■ **TASK REQUIREMENTS**
Compile every line that includes the word "Tailwind".

■ **EXTRACTED RECORDS**
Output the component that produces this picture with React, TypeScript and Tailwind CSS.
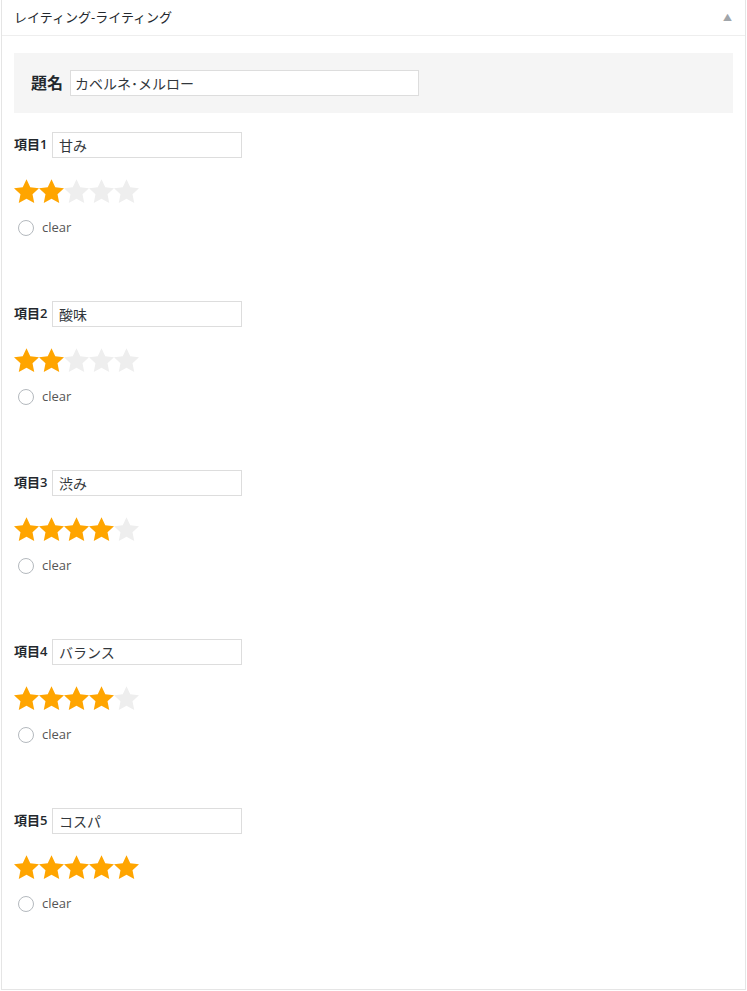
import React from "react";

const ITEMS = [
  { label: "項目1", value: "甘み", rating: 2 },
  { label: "項目2", value: "酸味", rating: 2 },
  { label: "項目3", value: "渋み", rating: 4 },
  { label: "項目4", value: "バランス", rating: 4 },
  { label: "項目5", value: "コスパ", rating: 5 },
];

const jp = { fontFamily: '"Open Sans", "Noto Sans CJK JP", sans-serif' };

function Star({ on }: { on: boolean }) {
  return (
    <svg width="25" height="25" viewBox="1 1 22 22" className="block shrink-0">
      <path
        d="M12 1.2l3.3 7.1 7.7.9-5.7 5.3 1.5 7.7L12 18.3l-6.8 3.9 1.5-7.7L1 9.2l7.7-.9z"
        fill={on ? "#ffa500" : "#eeeeee"}
      />
    </svg>
  );
}

function RatingItem({ label, value, rating }: { label: string; value: string; rating: number }) {
  return (
    <div className="h-[169px] pt-[19px]">
      <div className="flex items-center gap-[4px]">
        <span className="w-[34px] text-[13px] font-semibold text-[#23282d]">{label}</span>
        <div className="flex h-[26px] w-[190px] items-center border border-[#ddd] bg-white px-[6px] text-[14px] text-[#32373c]">
          {value}
        </div>
      </div>
      <div className="mt-[21px] flex">
        {[1, 2, 3, 4, 5].map((n) => (
          <Star key={n} on={n <= rating} />
        ))}
      </div>
      <label className="mt-[14px] flex items-center gap-[8px] pl-[4px]">
        <span className="block h-[16px] w-[16px] rounded-full border border-[#b4b9be] bg-white" />
        <span className="text-[13px] text-[#555]">clear</span>
      </label>
    </div>
  );
}

export default function App() {
  return (
    <div className="bg-white" style={jp}>
      <div className="ml-px h-[990px] w-[745px] border border-t-0 border-[#e5e5e5] bg-white">
        {/* header */}
        <div className="flex h-[36px] items-center justify-between border-b border-[#eee] pl-3 pr-[13px]">
          <h2 className="text-[13px] text-[#23282d]">レイティング-ライティング</h2>
          <span className="text-[9px] text-[#a0a5aa]">▲</span>
        </div>

        <div className="px-3 pt-[17px]">
          {/* title box */}
          <div className="flex h-[60px] items-center gap-[7px] bg-[#f5f5f5] pl-[17px]">
            <span className="text-[16px] font-bold text-[#23282d]">題名</span>
            <div className="flex h-[26px] w-[349px] items-center border border-[#ddd] bg-white px-[4px] text-[14px] text-[#32373c]">
              カベルネ･メルロー
            </div>
          </div>

          {ITEMS.map((item) => (
            <RatingItem key={item.label} {...item} />
          ))}
        </div>
      </div>
    </div>
  );
}
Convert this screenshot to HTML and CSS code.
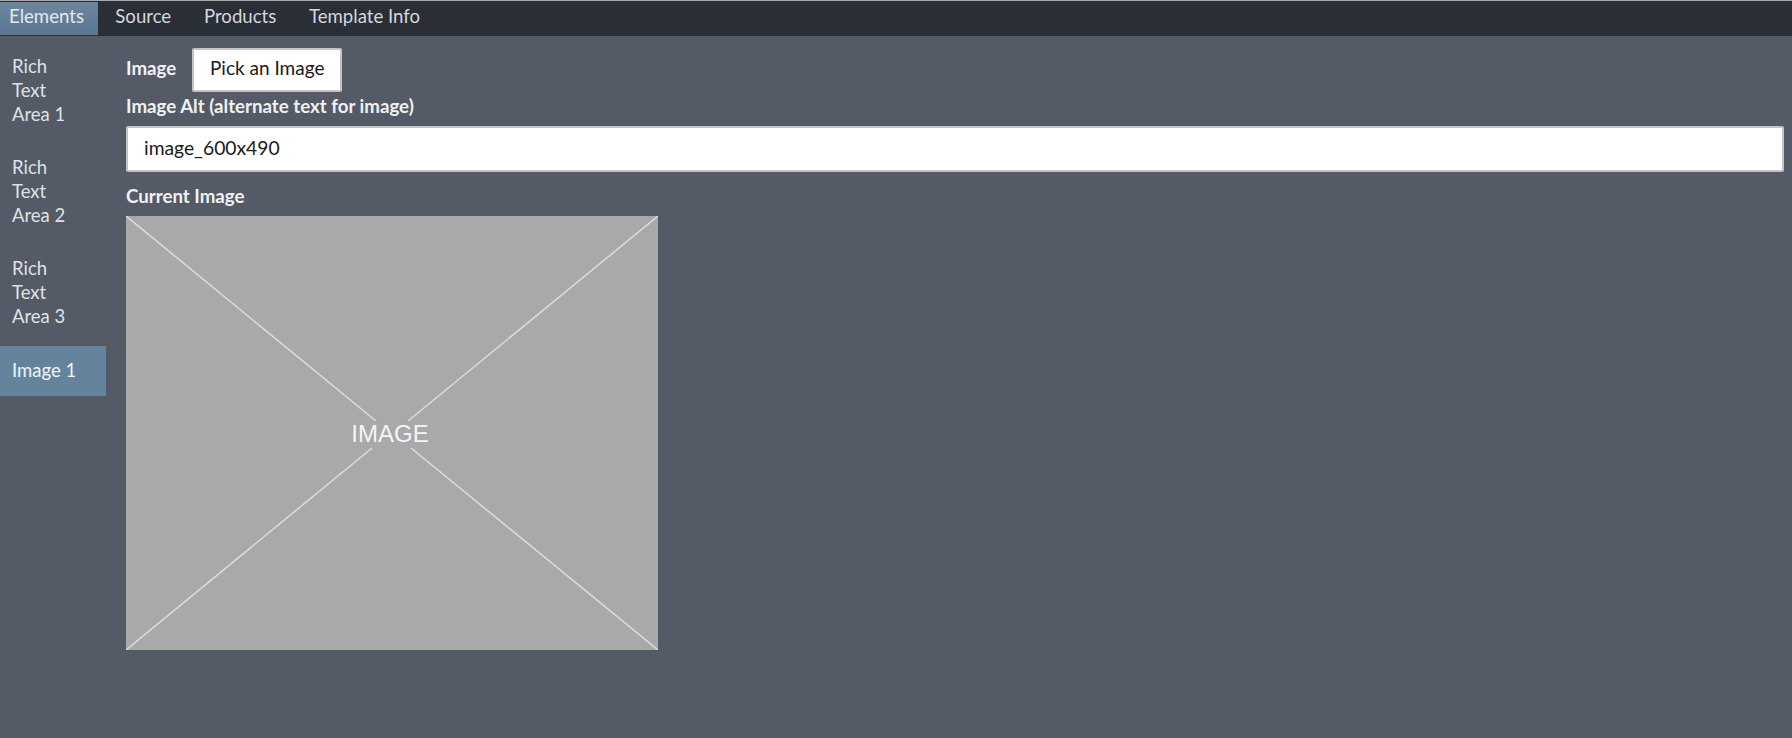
FILE: index.html
```html
<!DOCTYPE html>
<html>
<head>
    <link rel="stylesheet" href="styles.css">
</head>
<body>
    <nav class="tabs">
        <a class="tab tab--active">Elements</a>
        <a class="tab">Source</a>
        <a class="tab">Products</a>
        <a class="tab">Template Info</a>
    </nav>
    <div class="editor">
        <ul class="side">
            <li class="side__item">Rich Text Area 1</li>
            <li class="side__item">Rich Text Area 2</li>
            <li class="side__item">Rich Text Area 3</li>
            <li class="side__item side__item--active">Image 1</li>
        </ul>
        <div class="panel">
            <div class="pick-row">
                <label class="field-label pick-label">Image</label>
                <button class="pick-btn">Pick an Image</button>
            </div>
            <label class="field-label alt-label">Image Alt (alternate text for image)</label>
            <input class="alt-input" type="text" value="image_600x490">
            <label class="field-label current-label">Current Image</label>
            <svg class="placeholder" width="532" height="434" viewBox="0 0 532 434">
                <rect width="532" height="434" fill="#a9a9a9"/>
                <g stroke="#dcdcdc" stroke-width="1.5">
                    <line x1="0" y1="0" x2="250" y2="205"/>
                    <line x1="532" y1="0" x2="282" y2="205"/>
                    <line x1="0" y1="434" x2="246" y2="232"/>
                    <line x1="532" y1="434" x2="285" y2="232"/>
                </g>
                <text class="placeholder__text" x="264" y="225.5" text-anchor="middle">IMAGE</text>
            </svg>
        </div>
    </div>
</body>
</html>
```
FILE: styles.css
```css
html, body {
    margin: 0;
    height: 100%;
}

body {
    background: #545b67;
    font-family: 'Lato', sans-serif;
    font-size: 19px;
    color: #e6e8ea;
    overflow: hidden;
}

.tabs {
    display: flex;
    height: 33px;
    padding: 1px 0;
    background: #2a2e37;
    border-top: 1px solid #a7a9ad;
}

.tab {
    padding: 0 16.4px;
    font-size: 18.6px;
    line-height: 28px;
    color: #d5d8dc;
}

.tab--active {
    padding: 0 14px 0 9px;
    margin-right: 1px;
    color: #e6e8ea;
    background: linear-gradient(#6c879e, #5a7690);
}

.editor {
    display: flex;
    align-items: flex-start;
}

.side {
    width: 106px;
    margin: 0 20px 0 0;
    padding: 7px 0 0;
    list-style: none;
    flex-shrink: 0;
}

.side__item {
    padding: 11px 30px 13px 12px;
    margin-bottom: 5px;
    font-size: 18.5px;
    line-height: 24px;
    color: #dfe2e5;
}

.side__item--active {
    padding: 12px 12px 14px;
    margin-bottom: 0;
    background: #64849e;
    color: #f2f4f5;
}

.panel {
    flex: 1;
    padding: 12px 8px 0 0;
    display: flex;
    flex-direction: column;
    align-items: flex-start;
}

.pick-row {
    display: flex;
    align-items: center;
    gap: 16px;
}

.field-label {
    font-weight: 700;
    color: #f0f1f3;
    font-size: 18.7px;
}

.pick-label {
    padding-bottom: 4px;
}

.pick-btn {
    width: 150px;
    height: 44px;
    padding: 0 0 5px;
    background: #fff;
    border: 2px solid #c4c4c6;
    border-radius: 2px;
    font: inherit;
    color: #1a1a1a;
}

.alt-label {
    margin-top: 2px;
    line-height: 24px;
}

.alt-input {
    width: 100%;
    height: 46px;
    margin-top: 8px;
    padding: 0 16px 4px;
    box-sizing: border-box;
    background: #fff;
    border: 2px solid #c4c4c6;
    border-radius: 2px;
    font: inherit;
    font-size: 19.3px;
    color: #1a1a1a;
}

.current-label {
    margin-top: 12px;
    line-height: 24px;
}

.placeholder {
    display: block;
    margin-top: 8px;
}

.placeholder__text {
    font-family: 'Liberation Sans', sans-serif;
    font-size: 24px;
    fill: #f5f5f5;
}
```
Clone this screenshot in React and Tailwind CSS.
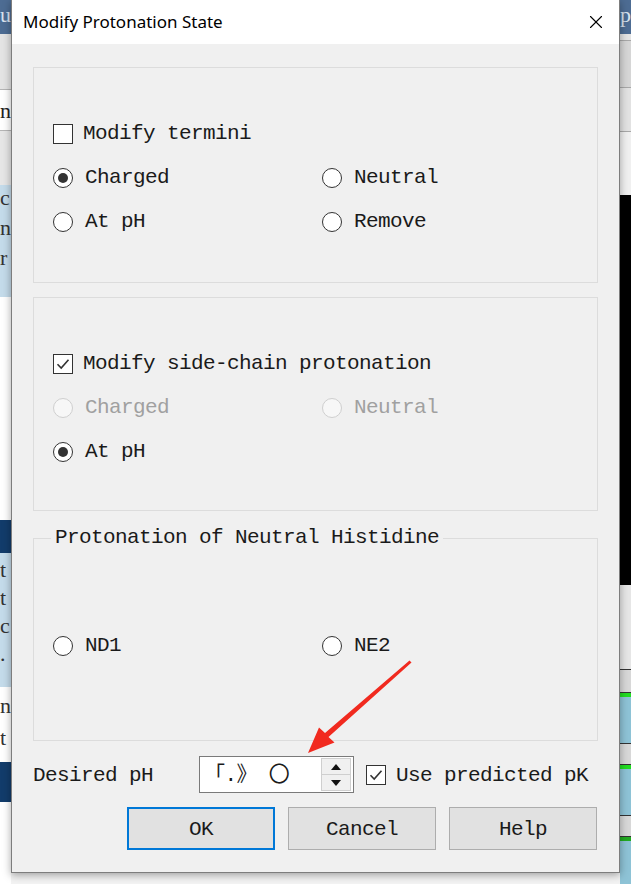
import { X } from 'lucide-react'

const mono = "font-['Liberation_Mono','Noto_Sans_CJK_SC',monospace] text-[21px] leading-[24px] tracking-[-0.6px]"

function CheckBox({ checked }) {
  return (
    <span className="flex h-[20px] w-[20px] shrink-0 items-center justify-center border border-[#333] bg-white">
      {checked && (
        <svg width="16" height="16" viewBox="0 0 16 16">
          <path d="M2.5 8.2 L6.2 12 L13.5 3.8" fill="none" stroke="#333" strokeWidth="1.6" />
        </svg>
      )}
    </span>
  )
}

function Radio({ checked, disabled }) {
  return (
    <span
      className={`flex h-[20px] w-[20px] shrink-0 items-center justify-center rounded-full border ${
        disabled ? 'border-[#cfcfcf] bg-[#f7f7f7]' : 'border-[#333] bg-white'
      }`}
    >
      {checked && <span className="h-[10px] w-[10px] rounded-full bg-[#333]" />}
    </span>
  )
}

function RadioItem({ label, checked, disabled }) {
  return (
    <div className="flex h-[24px] items-center gap-[12px]">
      <Radio checked={checked} disabled={disabled} />
      <span className={disabled ? 'text-[#a0a0a0]' : 'text-[#1a1a1a]'}>{label}</span>
    </div>
  )
}

function Button({ label, primary }) {
  return (
    <button
      type="button"
      className={`h-[43px] w-[148px] bg-[#e1e1e1] pt-[3px] text-[#1a1a1a] ${
        primary ? 'border-2 border-[#0078d7]' : 'border border-[#adadad]'
      }`}
    >
      {label}
    </button>
  )
}

function BackStrips() {
  return (
    <div className="flex h-[884px] w-[631px] justify-between bg-[#f3f3f3] font-['Liberation_Serif',serif] text-[22px] leading-none">
      <div className="flex w-[11px] flex-col overflow-hidden">
        <div className="h-[34px] bg-[#4d6c93] pt-[4px] text-[#d8e2ee]">u</div>
        <div className="h-[56px] border-b border-[#b5b5b5] bg-[#e4e4e4]" />
        <div className="h-[40px] bg-white pt-[10px] text-[#222]">n</div>
        <div className="h-[55px] border-t border-[#b5b5b5] bg-[#e6e6e6]" />
        <div className="flex h-[112px] flex-col gap-[8px] bg-[#c4dbea] pt-[2px] text-[#333]">
          <span>c</span>
          <span>n</span>
          <span>r</span>
        </div>
        <div className="h-[223px] bg-white" />
        <div className="h-[33px] bg-[#123c6b]" />
        <div className="flex h-[134px] flex-col gap-[6px] bg-[#c4dbea] pt-[6px] text-[#333]">
          <span>t</span>
          <span>t</span>
          <span>c</span>
          <span>.</span>
        </div>
        <div className="flex h-[75px] flex-col gap-[10px] bg-white pt-[8px] text-[#333]">
          <span>n</span>
          <span>t</span>
        </div>
        <div className="h-[40px] bg-[#123c6b]" />
        <div className="flex-1 bg-white" />
      </div>
      <div className="flex w-[11px] flex-col overflow-hidden">
        <div className="h-[34px] bg-[#4d6c93] pt-[4px] text-[#d8e2ee]">p</div>
        <div className="h-[6px] bg-[#e4e4e4]" />
        <div className="h-[48px] border-y border-[#a8a8a8] bg-[#d6d6d6]" />
        <div className="h-[44px] border-b border-[#a8a8a8] bg-[#e2e2e2]" />
        <div className="h-[63px] bg-[#f0f0f0]" />
        <div className="h-[390px] bg-black" />
        <div className="h-[84px] bg-[#e6e6e6]" />
        <div className="h-[24px] border-y border-[#333] bg-[#d8d8d8]" />
        <div className="h-[50px] border-t-4 border-[#22dd22] bg-[#8ec3d6]" />
        <div className="h-[22px] border-y border-[#333] bg-[#d8d8d8]" />
        <div className="h-[50px] border-t-4 border-[#22dd22] bg-[#8ec3d6]" />
        <div className="h-[22px] border-y border-[#333] bg-[#d8d8d8]" />
        <div className="flex-1 border-t-4 border-[#22aa22] bg-[#8ec3d6]" />
      </div>
    </div>
  )
}

function Arrow() {
  return (
    <svg className="pointer-events-none absolute left-0 top-0" width="631" height="884">
      <polygon
        points="411.5,662.5 409.5,660.5 325,733 319,727.5 308,753 334.5,742.5 328.5,737"
        fill="#f12a1f"
      />
    </svg>
  )
}

export default function App() {
  return (
    <div className="relative h-[884px] w-[631px] overflow-hidden">
      <BackStrips />

      <div className="absolute left-[11px] top-0 flex h-[873px] w-[609px] flex-col border border-t-0 border-[#7d7d7d] bg-[#f0f0f0] shadow-[0_2px_8px_rgba(0,0,0,0.35)]">
        {/* title bar */}
        <div className="flex h-[44px] items-center justify-between bg-white pl-[11px] pr-[12px]">
          <span className="font-['Noto_Sans',sans-serif] text-[17px] text-black">Modify Protonation State</span>
          <X size={22} strokeWidth={1.2} className="text-black" />
        </div>

        <div className={`flex flex-col px-[21px] pt-[23px] ${mono}`}>
          {/* termini */}
          <div className="flex h-[216px] flex-col gap-[20px] border border-[#dcdcdc] pl-[19px] pt-[54px]">
            <div className="flex h-[24px] items-center gap-[10px]">
              <CheckBox />
              <span className="text-[#1a1a1a]">Modify termini</span>
            </div>
            <div className="grid grid-cols-[269px_1fr]">
              <RadioItem label="Charged" checked />
              <RadioItem label="Neutral" />
            </div>
            <div className="grid grid-cols-[269px_1fr]">
              <RadioItem label="At pH" />
              <RadioItem label="Remove" />
            </div>
          </div>

          {/* side-chain */}
          <div className="mt-[14px] flex h-[214px] flex-col gap-[20px] border border-[#dcdcdc] pl-[19px] pt-[54px]">
            <div className="flex h-[24px] items-center gap-[10px]">
              <CheckBox checked />
              <span className="text-[#1a1a1a]">Modify side-chain protonation</span>
            </div>
            <div className="grid grid-cols-[269px_1fr]">
              <RadioItem label="Charged" disabled />
              <RadioItem label="Neutral" disabled />
            </div>
            <div className="grid grid-cols-[269px_1fr]">
              <RadioItem label="At pH" checked />
            </div>
          </div>

          {/* histidine */}
          <fieldset className="mt-[15px] h-[215px] border border-[#dcdcdc]">
            <legend className="ml-[17px] px-[4px] text-[#1a1a1a]">Protonation of Neutral Histidine</legend>
            <div className="grid grid-cols-[269px_1fr] pl-[19px] pt-[84px]">
              <RadioItem label="ND1" />
              <RadioItem label="NE2" />
            </div>
          </fieldset>

          {/* desired pH */}
          <div className="mt-[15px] flex h-[37px] items-center">
            <span className="w-[166px] pt-[3px] text-[#1a1a1a]">Desired pH</span>
            <div className="flex h-[37px] w-[155px] items-center border border-[#7a7a7a] bg-white pr-[2px]">
              <span className="flex-1 pl-[4px] pt-[2px] text-[#1a1a1a]">「.》 〇</span>
              <div className="flex h-[33px] w-[30px] flex-col">
                <div className="flex flex-1 items-center justify-center border border-[#cfcfcf] bg-[#f0f0f0]">
                  <svg width="10" height="6" viewBox="0 0 10 6"><polygon points="0,6 10,6 5,0" fill="#111" /></svg>
                </div>
                <div className="flex flex-1 items-center justify-center border border-t-0 border-[#cfcfcf] bg-[#f0f0f0]">
                  <svg width="10" height="6" viewBox="0 0 10 6"><polygon points="0,0 10,0 5,6" fill="#111" /></svg>
                </div>
              </div>
            </div>
            <div className="ml-[12px] flex items-center gap-[10px]">
              <CheckBox checked />
              <span className="pt-[3px] text-[#1a1a1a]">Use predicted pK</span>
            </div>
          </div>

          {/* buttons */}
          <div className="mt-[14px] flex justify-end gap-[13px] pr-[1px]">
            <Button label="OK" primary />
            <Button label="Cancel" />
            <Button label="Help" />
          </div>
        </div>
      </div>

      <Arrow />
    </div>
  )
}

■ **RESPONSE**
Output the component that produces this picture with React, TypeScript and Tailwind CSS.
Clone this screenshot in React and Tailwind CSS.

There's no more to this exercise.